You know the rest of the story.  One of the great experiences.  I can see how grown adult people can get mindlessly addicted to this sort of thing.  It’s like nothing else.  I don’t know if I’ll ever get to go bonefishing in Cuba again or bone fishing period.  I just don’t know.  But it really doesn’t matter.  This moment is burned into me.

I took a couple quick portraits of the fish before we let it go.  I’m happy with them.  Most shots of fish seem like it’s actually more a shot of the angler holding up a fish as though it’s some manner of trophy or some kind of accomplishment.  This was an honor, not an accomplishment.  I love the way that Juan seemed to gently cradle the fish as though it was a baby bird or a fragile porcelan statuette.  We caught more bonefish that day, but this was my first, and as you know, you never forget your first.  Bonefish.

My favorite bonefish portrait.  My first bonefish.  Something elemental about this fish.  They're almost impossible to see in the water and you can see why in this photo.  Water and fish pretty much match.  The guys who are flat out obsessed with these fish suggest the only way to spot them from 30 feet away standing on a flats boat is to key in on that black eye.  By any standard on your best day that ain't no easy trick.
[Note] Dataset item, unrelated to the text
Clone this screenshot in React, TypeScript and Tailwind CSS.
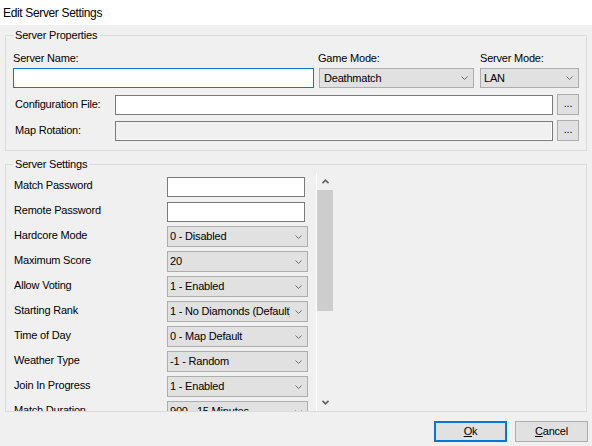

Just a couple thousand hand tied bone fish flies.  Not sure where you buy that kind of time, but whereever you find it, it ain't cheap.

By any measure, a kick your ass swimming maching. 

Standard crab fare for hungry bone fish.  The bone fish cruise the flats with their tails in the air and their noses crammed in the sandy bottom looking for these little guys.

Chasing after a bone fish in less than two feet of water can be a circucs and then some.